Alexis in the breezeway of the Hualla Jarra hostel (not peeing, but probably thinking about it)

- The driver of a pickup truck would not let our bus pass him on a narrow dirt road through the Bolivian countryside. When our driver finally managed to edge his way around the stubborn truck, his assistant leaned out the window and emptied a cup of water into the offending vehicle’s open front window. The driver was drenched, and we were off.

- In La Paz, we went to a soccer game between the capitol's two teams — El Club Bolívar and The Strongest. Against the better judgment of the boys in our group, we decided to root for Club Bolívar because their name wasn't in English and their uniforms were prettier (light blue, compared to black and yellow). I think we might have been the most devoted fans there; We showed up a full hour before anyone else and were constantly ready to kick ass.

Our team didn't do so well during the first half of the game, causing the boys to want to defect to The Strongest side. Fortunately, they stayed faithful to the underdogs, and Bolivar pulled off a tie (probably because they looked so good in their uniforms).
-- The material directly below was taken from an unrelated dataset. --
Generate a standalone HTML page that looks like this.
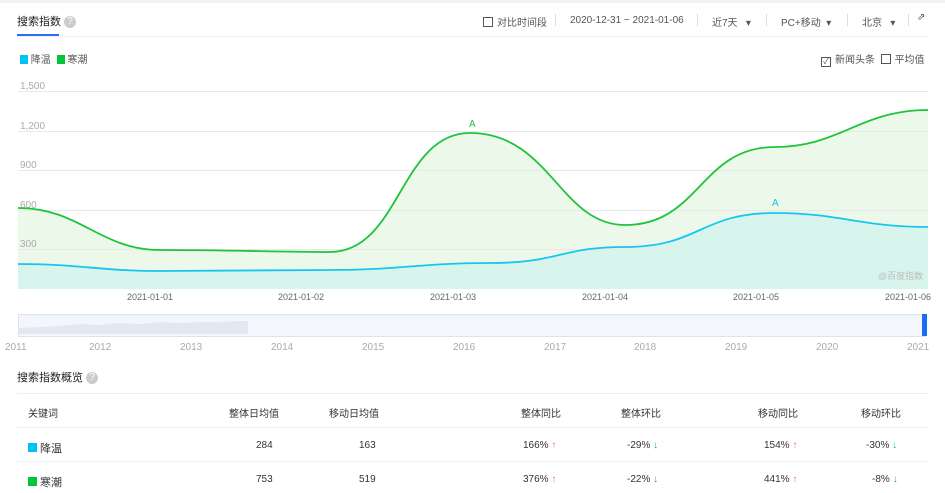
<!DOCTYPE html>
<html><head><meta charset="utf-8"><style>
body{margin:0;width:945px;height:493px;background:#fff;font-family:"Liberation Sans","Noto Sans CJK SC",sans-serif;position:relative;overflow:hidden;color:#333}
.a{position:absolute;white-space:nowrap}
.s{font-size:10px;color:#555}
.q{display:inline-block;width:12px;height:12px;border-radius:50%;background:#ccc;color:#fff;font-size:10px;text-align:center;line-height:12px;vertical-align:middle}
.cb{display:inline-block;width:8px;height:8px;border:1px solid #555;vertical-align:-1px;margin-right:4px;font-size:8px;line-height:8px;text-align:center}
.sep{position:absolute;top:14px;width:1px;height:12px;background:#ddd}
.th{font-size:10px;color:#333}
.up{color:#f4704f;font-size:10px}.dn{color:#1bb38b;font-size:10px}
</style></head><body>
<div class="a" style="left:0;top:0;width:945px;height:3px;background:#f2f2f2"></div>
<div class="a" style="left:17px;top:13px;font-size:11px;color:#222">搜索指数 <span class="q">?</span></div>
<div class="a" style="left:17px;top:34px;width:42px;height:2px;background:#2b6ef6"></div>
<div class="a" style="left:17px;top:36px;width:911px;height:1px;background:#eee"></div>
<div class="a s" style="left:483px;top:14px"><span class="cb"></span>对比时间段</div>
<div class="sep" style="left:555px"></div>
<div class="a s" style="left:570px;top:15px">2020-12-31 ~ 2021-01-06</div>
<div class="sep" style="left:697px"></div>
<div class="a s" style="left:712px;top:14px">近7天 &nbsp;&nbsp;▾</div>
<div class="sep" style="left:766px"></div>
<div class="a s" style="left:781px;top:14px">PC+移动 &nbsp;▾</div>
<div class="sep" style="left:847px"></div>
<div class="a s" style="left:862px;top:14px">北京 &nbsp;&nbsp;▾</div>
<div class="sep" style="left:908px"></div>
<div class="a s" style="left:917px;top:12px">⇗</div>
<div class="a s" style="left:20px;top:51px"><span style="display:inline-block;width:8px;height:9px;background:#00c3f5;vertical-align:-1px"></span> 降温 <span style="display:inline-block;width:8px;height:9px;background:#00c53b;vertical-align:-1px;margin-left:3px"></span> 寒潮</div>
<div class="a s" style="left:821px;top:51px;font-size:10px"><span class="cb">✓</span>新闻头条 &nbsp;<span class="cb"></span>平均值</div>
<svg class="a" style="left:0;top:0" width="945" height="360">
<path d="M18 208 C80 208 100 250 160 250 C230 250 280 252 330 252 C400 252 400 133 470 133 C550 133 560 225 625 225 C700 225 700 147 775 147 C840 147 860 110 928 110 L928 289 L18 289Z" fill="#ebf8ea"/>
<path d="M18 264 C80 264 100 271 160 271 C230 271 280 270 330 270 C400 270 420 263 490 263 C560 263 560 247 625 247 C700 247 700 213 775 213 C840 213 860 227 928 227 L928 289 L18 289Z" fill="#d8f5ed"/>
<g stroke="#e8e8e8" stroke-width="1"><line x1="18" x2="928" y1="91.5" y2="91.5"/><line x1="18" x2="928" y1="131.5" y2="131.5"/><line x1="18" x2="928" y1="170.5" y2="170.5"/><line x1="18" x2="928" y1="210.5" y2="210.5"/><line x1="18" x2="928" y1="249.5" y2="249.5"/></g>
<g font-size="10" fill="#aaa" font-family="Liberation Sans"><text x="20" y="89">1,500</text><text x="20" y="129">1,200</text><text x="20" y="168">900</text><text x="20" y="208">600</text><text x="20" y="247">300</text></g>
<path d="M18 208 C80 208 100 250 160 250 C230 250 280 252 330 252 C400 252 400 133 470 133 C550 133 560 225 625 225 C700 225 700 147 775 147 C840 147 860 110 928 110" fill="none" stroke="#1fc43b" stroke-width="1.8"/>
<path d="M18 264 C80 264 100 271 160 271 C230 271 280 270 330 270 C400 270 420 263 490 263 C560 263 560 247 625 247 C700 247 700 213 775 213 C840 213 860 227 928 227" fill="none" stroke="#17c6f0" stroke-width="1.8"/>
<text x="469" y="127" font-size="10" fill="#1fc43b">A</text><text x="772" y="206" font-size="10" fill="#17c6f0">A</text>
<text x="878" y="279" font-size="9" fill="#bbb">@百度指数</text>
<g font-size="9" fill="#666" font-family="Liberation Sans"><text x="127" y="300">2021-01-01</text><text x="278" y="300">2021-01-02</text><text x="430" y="300">2021-01-03</text><text x="582" y="300">2021-01-04</text><text x="733" y="300">2021-01-05</text><text x="885" y="300">2021-01-06</text></g>
<rect x="18.5" y="314.5" width="907" height="22" fill="#f3f7fd" stroke="#dde3ee"/>
<path d="M19 334 L19 328 L40 327 L60 326 L80 324 L100 325 L120 323 L140 324 L160 322 L180 323 L200 322 L220 322 L240 321 L248 321 L248 334Z" fill="#e3e8f0"/>
<rect x="922" y="314" width="5" height="22" fill="#1a6ef5"/>
<g font-size="10" fill="#aaa" font-family="Liberation Sans"><text x="5" y="350">2011</text><text x="89" y="350">2012</text><text x="180" y="350">2013</text><text x="271" y="350">2014</text><text x="362" y="350">2015</text><text x="453" y="350">2016</text><text x="544" y="350">2017</text><text x="634" y="350">2018</text><text x="725" y="350">2019</text><text x="816" y="350">2020</text><text x="907" y="350">2021</text></g>
</svg>
<div class="a" style="left:17px;top:369px;font-size:11px;color:#222">搜索指数概览 <span class="q">?</span></div>
<div class="a" style="left:17px;top:393px;width:911px;height:1px;background:#eee"></div>
<div class="a" style="left:17px;top:427px;width:911px;height:1px;background:#f0f0f0"></div>
<div class="a" style="left:17px;top:461px;width:911px;height:1px;background:#f0f0f0"></div>
<div class="a th" style="left:28px;top:405px">关键词</div>
<div class="a th" style="left:229px;top:405px">整体日均值</div>
<div class="a th" style="left:329px;top:405px">移动日均值</div>
<div class="a th" style="left:521px;top:405px">整体同比</div>
<div class="a th" style="left:621px;top:405px">整体环比</div>
<div class="a th" style="left:758px;top:405px">移动同比</div>
<div class="a th" style="left:861px;top:405px">移动环比</div>
<div class="a" style="left:28px;top:440px;font-size:11px"><span style="display:inline-block;width:9px;height:9px;background:#00c3f5"></span> 降温</div>
<div class="a th" style="left:256px;top:440px">284</div><div class="a th" style="left:359px;top:440px">163</div>
<div class="a th" style="left:523px;top:440px">166% <span class="up">↑</span></div><div class="a th" style="left:627px;top:440px">-29% <span class="dn">↓</span></div>
<div class="a th" style="left:764px;top:440px">154% <span class="up">↑</span></div><div class="a th" style="left:866px;top:440px">-30% <span class="dn">↓</span></div>
<div class="a" style="left:28px;top:474px;font-size:11px"><span style="display:inline-block;width:9px;height:9px;background:#00c53b"></span> 寒潮</div>
<div class="a th" style="left:256px;top:474px">753</div><div class="a th" style="left:359px;top:474px">519</div>
<div class="a th" style="left:523px;top:474px">376% <span class="up">↑</span></div><div class="a th" style="left:627px;top:474px">-22% <span class="dn">↓</span></div>
<div class="a th" style="left:764px;top:474px">441% <span class="up">↑</span></div><div class="a th" style="left:872px;top:474px">-8% <span class="dn">↓</span></div>
</body></html>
I must say, though, I'm impressed with all the players, who manage to sprint around for an hour at 12,000 feet above sea level.

- For some reason, our backpacks exploded every time we uncinched their straps. We never had any casualties, but there were some close calls.

How does this happen?

I hope, as I reacclimate to life in the U.S.A., I can hold onto some of the things I learned during my travels. I'd like my adventure to be something that impacts who I am and how I experience life.

For one, I'd like to continue living with the same simplicity as in South America. OK, so maybe I won't wear the same shirt EVERY day — but, I'd like to keep in mind that for nine months, I lived out of a backpack and was absolutely fine. Too much stuff clutters me up and weighs me down, even here, where I'm not carrying it all on my back.

I'd like to maintain the same resourcefulness and flexibility I developed on the road and remain as open with other people as when I was traveling.

In addition, I hope exposure to different cultures and ways of life can inform my own — can make me more aware of the varying backgrounds and situations of people in the United States and more grateful for the opportunities I have in my life. So many people we saw in rural South America follow their parents into farming or herding and never leave their villages because they don't have the chance. While their's is just as valid a way of life, I'm grateful for the choices I can make about what to study, where to work and how to live — and the opportunity I have to travel and see other parts of the world.

Finally, I'd like to maintain the friendships I built in South America, especially in Patagonia, where I lived the longest. Each of my friends there — and from the road — enriched my experience tremendously, and I hope we can stay in touch for a long time to come.